At the moment, though, hybrid power is all the go, and the focus is on light aircraft and short-haul flight. General aviation is still a long way off because, according to this Wikipedia article, ‘the specific energy of electricity storage is still 2% of aviation fuel’. As to what that means, I have very little idea, but this steal from a Vox piece on the topic helps to clarify:
The key limitation for aircraft is the energy density of its fuel: When space and weight are at a premium, you want to cram as much energy into as small a space as possible. Right now, some of the best lithium-ion batteries have a specific energy of 250 watt-hours per kilogram, which has already proved viable in cars. But to compete on air routes up to 600 nautical miles in a Boeing 737- or Airbus A320-size airliner, Schäfer estimated that a battery would need to have a specific energy of 800 watt-hours per kilogram. Jet fuel, by comparison, has a specific energy of 11,890 watt-hours per kilogram.

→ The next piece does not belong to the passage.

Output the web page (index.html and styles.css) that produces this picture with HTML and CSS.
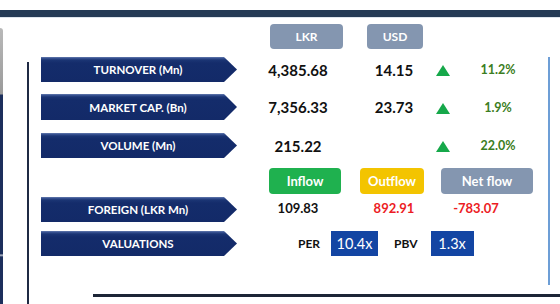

So, specific energy is essentially related to energy density, and I know that getting batteries to be as energy-dense as possible is the holy grail of researchers. So, until that ten-fold or 100-fold improvement in energy density is achieved by the battery of batteriologists beavering away at the big plane problem, we should at least push for light aircraft and short-haul flights to go completely electric asap. Ausgov, do us proud.